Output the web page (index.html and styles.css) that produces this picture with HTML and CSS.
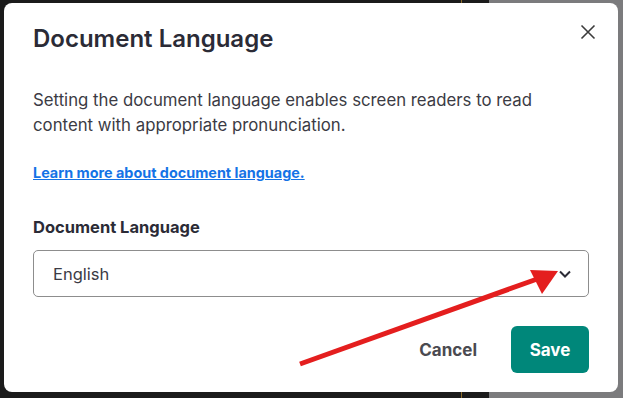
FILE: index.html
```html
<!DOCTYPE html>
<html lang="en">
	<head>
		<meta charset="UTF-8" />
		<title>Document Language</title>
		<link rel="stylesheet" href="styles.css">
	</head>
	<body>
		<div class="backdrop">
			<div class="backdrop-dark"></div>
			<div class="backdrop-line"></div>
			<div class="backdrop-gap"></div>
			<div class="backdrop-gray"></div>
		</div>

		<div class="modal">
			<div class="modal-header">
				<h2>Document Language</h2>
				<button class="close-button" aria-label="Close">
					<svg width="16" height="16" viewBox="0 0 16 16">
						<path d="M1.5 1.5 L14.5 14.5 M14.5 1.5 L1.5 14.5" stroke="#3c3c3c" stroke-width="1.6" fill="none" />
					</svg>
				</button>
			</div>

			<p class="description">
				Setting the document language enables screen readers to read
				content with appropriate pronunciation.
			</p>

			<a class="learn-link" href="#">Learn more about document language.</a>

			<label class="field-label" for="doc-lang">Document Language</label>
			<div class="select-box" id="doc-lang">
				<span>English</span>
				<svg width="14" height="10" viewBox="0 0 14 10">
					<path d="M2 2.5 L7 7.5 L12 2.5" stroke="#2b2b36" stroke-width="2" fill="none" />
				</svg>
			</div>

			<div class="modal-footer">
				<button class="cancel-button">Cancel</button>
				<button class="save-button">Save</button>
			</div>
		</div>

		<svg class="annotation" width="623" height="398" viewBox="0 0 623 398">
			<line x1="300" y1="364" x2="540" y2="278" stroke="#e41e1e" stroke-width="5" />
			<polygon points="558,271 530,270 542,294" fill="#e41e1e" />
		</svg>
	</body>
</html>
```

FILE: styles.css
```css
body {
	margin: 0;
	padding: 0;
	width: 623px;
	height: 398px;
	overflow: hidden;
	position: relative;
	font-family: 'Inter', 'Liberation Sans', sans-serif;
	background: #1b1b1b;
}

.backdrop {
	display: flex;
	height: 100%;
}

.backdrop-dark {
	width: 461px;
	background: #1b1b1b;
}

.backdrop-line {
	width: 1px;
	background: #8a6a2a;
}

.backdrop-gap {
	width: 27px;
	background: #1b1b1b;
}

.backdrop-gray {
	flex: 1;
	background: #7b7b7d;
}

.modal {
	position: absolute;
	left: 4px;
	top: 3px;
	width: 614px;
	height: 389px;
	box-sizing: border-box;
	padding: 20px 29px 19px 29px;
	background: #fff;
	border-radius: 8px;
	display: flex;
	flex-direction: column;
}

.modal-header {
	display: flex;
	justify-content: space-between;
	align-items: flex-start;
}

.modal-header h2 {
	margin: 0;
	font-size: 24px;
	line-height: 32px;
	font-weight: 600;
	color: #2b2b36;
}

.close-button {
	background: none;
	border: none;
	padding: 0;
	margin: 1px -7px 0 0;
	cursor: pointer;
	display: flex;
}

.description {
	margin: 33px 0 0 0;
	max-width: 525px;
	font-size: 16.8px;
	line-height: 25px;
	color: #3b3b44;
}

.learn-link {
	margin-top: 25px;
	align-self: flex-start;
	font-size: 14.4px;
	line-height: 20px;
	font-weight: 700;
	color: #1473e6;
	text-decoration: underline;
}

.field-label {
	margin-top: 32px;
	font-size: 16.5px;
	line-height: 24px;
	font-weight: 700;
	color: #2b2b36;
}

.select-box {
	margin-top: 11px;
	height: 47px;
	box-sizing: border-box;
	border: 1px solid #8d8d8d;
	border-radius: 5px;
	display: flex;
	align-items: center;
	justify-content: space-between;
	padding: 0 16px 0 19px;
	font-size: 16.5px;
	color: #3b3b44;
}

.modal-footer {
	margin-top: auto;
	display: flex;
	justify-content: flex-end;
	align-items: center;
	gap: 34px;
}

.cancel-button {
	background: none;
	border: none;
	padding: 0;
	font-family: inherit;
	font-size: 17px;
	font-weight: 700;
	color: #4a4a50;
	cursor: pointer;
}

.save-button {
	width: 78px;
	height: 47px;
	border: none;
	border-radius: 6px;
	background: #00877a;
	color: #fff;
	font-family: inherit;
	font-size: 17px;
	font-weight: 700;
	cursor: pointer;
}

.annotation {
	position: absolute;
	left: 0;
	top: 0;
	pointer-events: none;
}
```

CHALLENGE:
Set down all the data again exactly as above, pictures excluded.

THE SOLUTION:
Output the web page (index.html and styles.css) that produces this picture with HTML and CSS.
FILE: index.html
```html
<!DOCTYPE html>
<html lang="en">
	<head>
		<meta charset="UTF-8" />
		<title>Document Language</title>
		<link rel="stylesheet" href="styles.css">
	</head>
	<body>
		<div class="backdrop">
			<div class="backdrop-dark"></div>
			<div class="backdrop-line"></div>
			<div class="backdrop-gap"></div>
			<div class="backdrop-gray"></div>
		</div>

		<div class="modal">
			<div class="modal-header">
				<h2>Document Language</h2>
				<button class="close-button" aria-label="Close">
					<svg width="16" height="16" viewBox="0 0 16 16">
						<path d="M1.5 1.5 L14.5 14.5 M14.5 1.5 L1.5 14.5" stroke="#3c3c3c" stroke-width="1.6" fill="none" />
					</svg>
				</button>
			</div>

			<p class="description">
				Setting the document language enables screen readers to read
				content with appropriate pronunciation.
			</p>

			<a class="learn-link" href="#">Learn more about document language.</a>

			<label class="field-label" for="doc-lang">Document Language</label>
			<div class="select-box" id="doc-lang">
				<span>English</span>
				<svg width="14" height="10" viewBox="0 0 14 10">
					<path d="M2 2.5 L7 7.5 L12 2.5" stroke="#2b2b36" stroke-width="2" fill="none" />
				</svg>
			</div>

			<div class="modal-footer">
				<button class="cancel-button">Cancel</button>
				<button class="save-button">Save</button>
			</div>
		</div>

		<svg class="annotation" width="623" height="398" viewBox="0 0 623 398">
			<line x1="300" y1="364" x2="540" y2="278" stroke="#e41e1e" stroke-width="5" />
			<polygon points="558,271 530,270 542,294" fill="#e41e1e" />
		</svg>
	</body>
</html>
```

FILE: styles.css
```css
body {
	margin: 0;
	padding: 0;
	width: 623px;
	height: 398px;
	overflow: hidden;
	position: relative;
	font-family: 'Inter', 'Liberation Sans', sans-serif;
	background: #1b1b1b;
}

.backdrop {
	display: flex;
	height: 100%;
}

.backdrop-dark {
	width: 461px;
	background: #1b1b1b;
}

.backdrop-line {
	width: 1px;
	background: #8a6a2a;
}

.backdrop-gap {
	width: 27px;
	background: #1b1b1b;
}

.backdrop-gray {
	flex: 1;
	background: #7b7b7d;
}

.modal {
	position: absolute;
	left: 4px;
	top: 3px;
	width: 614px;
	height: 389px;
	box-sizing: border-box;
	padding: 20px 29px 19px 29px;
	background: #fff;
	border-radius: 8px;
	display: flex;
	flex-direction: column;
}

.modal-header {
	display: flex;
	justify-content: space-between;
	align-items: flex-start;
}

.modal-header h2 {
	margin: 0;
	font-size: 24px;
	line-height: 32px;
	font-weight: 600;
	color: #2b2b36;
}

.close-button {
	background: none;
	border: none;
	padding: 0;
	margin: 1px -7px 0 0;
	cursor: pointer;
	display: flex;
}

.description {
	margin: 33px 0 0 0;
	max-width: 525px;
	font-size: 16.8px;
	line-height: 25px;
	color: #3b3b44;
}

.learn-link {
	margin-top: 25px;
	align-self: flex-start;
	font-size: 14.4px;
	line-height: 20px;
	font-weight: 700;
	color: #1473e6;
	text-decoration: underline;
}

.field-label {
	margin-top: 32px;
	font-size: 16.5px;
	line-height: 24px;
	font-weight: 700;
	color: #2b2b36;
}

.select-box {
	margin-top: 11px;
	height: 47px;
	box-sizing: border-box;
	border: 1px solid #8d8d8d;
	border-radius: 5px;
	display: flex;
	align-items: center;
	justify-content: space-between;
	padding: 0 16px 0 19px;
	font-size: 16.5px;
	color: #3b3b44;
}

.modal-footer {
	margin-top: auto;
	display: flex;
	justify-content: flex-end;
	align-items: center;
	gap: 34px;
}

.cancel-button {
	background: none;
	border: none;
	padding: 0;
	font-family: inherit;
	font-size: 17px;
	font-weight: 700;
	color: #4a4a50;
	cursor: pointer;
}

.save-button {
	width: 78px;
	height: 47px;
	border: none;
	border-radius: 6px;
	background: #00877a;
	color: #fff;
	font-family: inherit;
	font-size: 17px;
	font-weight: 700;
	cursor: pointer;
}

.annotation {
	position: absolute;
	left: 0;
	top: 0;
	pointer-events: none;
}
```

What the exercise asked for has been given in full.